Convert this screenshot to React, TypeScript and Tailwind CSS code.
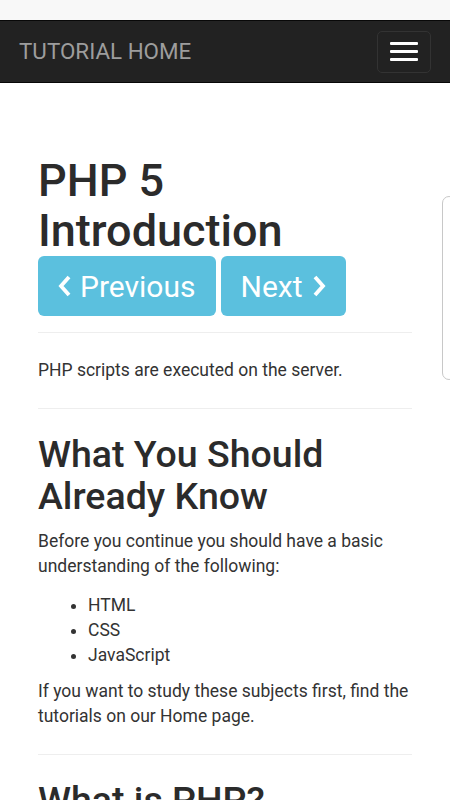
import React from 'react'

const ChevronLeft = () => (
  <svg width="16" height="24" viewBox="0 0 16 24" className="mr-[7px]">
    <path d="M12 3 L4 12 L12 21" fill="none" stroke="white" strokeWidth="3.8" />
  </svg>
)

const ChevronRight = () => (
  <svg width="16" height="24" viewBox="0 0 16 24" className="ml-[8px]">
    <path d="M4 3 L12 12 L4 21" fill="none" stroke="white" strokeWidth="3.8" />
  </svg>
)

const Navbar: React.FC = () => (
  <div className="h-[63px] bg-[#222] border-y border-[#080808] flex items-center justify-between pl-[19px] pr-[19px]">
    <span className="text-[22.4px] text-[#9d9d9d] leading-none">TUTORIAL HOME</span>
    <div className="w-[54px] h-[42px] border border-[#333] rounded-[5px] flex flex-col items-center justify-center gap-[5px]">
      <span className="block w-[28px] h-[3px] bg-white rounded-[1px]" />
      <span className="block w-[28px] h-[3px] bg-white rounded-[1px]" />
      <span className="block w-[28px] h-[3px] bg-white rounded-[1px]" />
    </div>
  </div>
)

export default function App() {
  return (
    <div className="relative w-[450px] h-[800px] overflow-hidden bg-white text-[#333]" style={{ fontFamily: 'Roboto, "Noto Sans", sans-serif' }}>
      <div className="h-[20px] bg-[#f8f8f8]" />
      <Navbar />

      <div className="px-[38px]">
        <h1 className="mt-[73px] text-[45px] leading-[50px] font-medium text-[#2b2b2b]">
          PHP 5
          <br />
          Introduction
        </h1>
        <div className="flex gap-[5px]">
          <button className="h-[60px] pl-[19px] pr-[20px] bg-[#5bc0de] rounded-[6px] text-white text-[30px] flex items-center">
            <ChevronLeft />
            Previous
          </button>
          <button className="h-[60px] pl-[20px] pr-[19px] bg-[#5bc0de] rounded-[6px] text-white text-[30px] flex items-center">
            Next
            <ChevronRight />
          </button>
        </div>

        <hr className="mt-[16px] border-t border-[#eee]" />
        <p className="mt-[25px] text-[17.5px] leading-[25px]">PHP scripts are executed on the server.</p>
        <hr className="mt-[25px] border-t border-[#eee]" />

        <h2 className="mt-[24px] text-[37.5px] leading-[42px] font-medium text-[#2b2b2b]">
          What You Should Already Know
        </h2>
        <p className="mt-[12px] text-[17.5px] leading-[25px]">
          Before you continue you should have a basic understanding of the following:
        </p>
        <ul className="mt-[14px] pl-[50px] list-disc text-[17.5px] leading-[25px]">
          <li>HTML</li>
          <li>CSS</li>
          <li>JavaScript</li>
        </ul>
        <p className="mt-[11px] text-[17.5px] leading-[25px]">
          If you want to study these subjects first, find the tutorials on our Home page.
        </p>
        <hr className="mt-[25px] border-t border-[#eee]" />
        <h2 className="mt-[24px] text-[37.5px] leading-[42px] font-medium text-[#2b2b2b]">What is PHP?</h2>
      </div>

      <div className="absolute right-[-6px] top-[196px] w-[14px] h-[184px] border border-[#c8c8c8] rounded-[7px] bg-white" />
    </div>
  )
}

* _STATED TASK_: Working from the material above, transcribe it exactly while omitting pictures.

* _RESULT BELOW_:
Convert this screenshot to React, TypeScript and Tailwind CSS code.
import React from 'react'

const ChevronLeft = () => (
  <svg width="16" height="24" viewBox="0 0 16 24" className="mr-[7px]">
    <path d="M12 3 L4 12 L12 21" fill="none" stroke="white" strokeWidth="3.8" />
  </svg>
)

const ChevronRight = () => (
  <svg width="16" height="24" viewBox="0 0 16 24" className="ml-[8px]">
    <path d="M4 3 L12 12 L4 21" fill="none" stroke="white" strokeWidth="3.8" />
  </svg>
)

const Navbar: React.FC = () => (
  <div className="h-[63px] bg-[#222] border-y border-[#080808] flex items-center justify-between pl-[19px] pr-[19px]">
    <span className="text-[22.4px] text-[#9d9d9d] leading-none">TUTORIAL HOME</span>
    <div className="w-[54px] h-[42px] border border-[#333] rounded-[5px] flex flex-col items-center justify-center gap-[5px]">
      <span className="block w-[28px] h-[3px] bg-white rounded-[1px]" />
      <span className="block w-[28px] h-[3px] bg-white rounded-[1px]" />
      <span className="block w-[28px] h-[3px] bg-white rounded-[1px]" />
    </div>
  </div>
)

export default function App() {
  return (
    <div className="relative w-[450px] h-[800px] overflow-hidden bg-white text-[#333]" style={{ fontFamily: 'Roboto, "Noto Sans", sans-serif' }}>
      <div className="h-[20px] bg-[#f8f8f8]" />
      <Navbar />

      <div className="px-[38px]">
        <h1 className="mt-[73px] text-[45px] leading-[50px] font-medium text-[#2b2b2b]">
          PHP 5
          <br />
          Introduction
        </h1>
        <div className="flex gap-[5px]">
          <button className="h-[60px] pl-[19px] pr-[20px] bg-[#5bc0de] rounded-[6px] text-white text-[30px] flex items-center">
            <ChevronLeft />
            Previous
          </button>
          <button className="h-[60px] pl-[20px] pr-[19px] bg-[#5bc0de] rounded-[6px] text-white text-[30px] flex items-center">
            Next
            <ChevronRight />
          </button>
        </div>

        <hr className="mt-[16px] border-t border-[#eee]" />
        <p className="mt-[25px] text-[17.5px] leading-[25px]">PHP scripts are executed on the server.</p>
        <hr className="mt-[25px] border-t border-[#eee]" />

        <h2 className="mt-[24px] text-[37.5px] leading-[42px] font-medium text-[#2b2b2b]">
          What You Should Already Know
        </h2>
        <p className="mt-[12px] text-[17.5px] leading-[25px]">
          Before you continue you should have a basic understanding of the following:
        </p>
        <ul className="mt-[14px] pl-[50px] list-disc text-[17.5px] leading-[25px]">
          <li>HTML</li>
          <li>CSS</li>
          <li>JavaScript</li>
        </ul>
        <p className="mt-[11px] text-[17.5px] leading-[25px]">
          If you want to study these subjects first, find the tutorials on our Home page.
        </p>
        <hr className="mt-[25px] border-t border-[#eee]" />
        <h2 className="mt-[24px] text-[37.5px] leading-[42px] font-medium text-[#2b2b2b]">What is PHP?</h2>
      </div>

      <div className="absolute right-[-6px] top-[196px] w-[14px] h-[184px] border border-[#c8c8c8] rounded-[7px] bg-white" />
    </div>
  )
}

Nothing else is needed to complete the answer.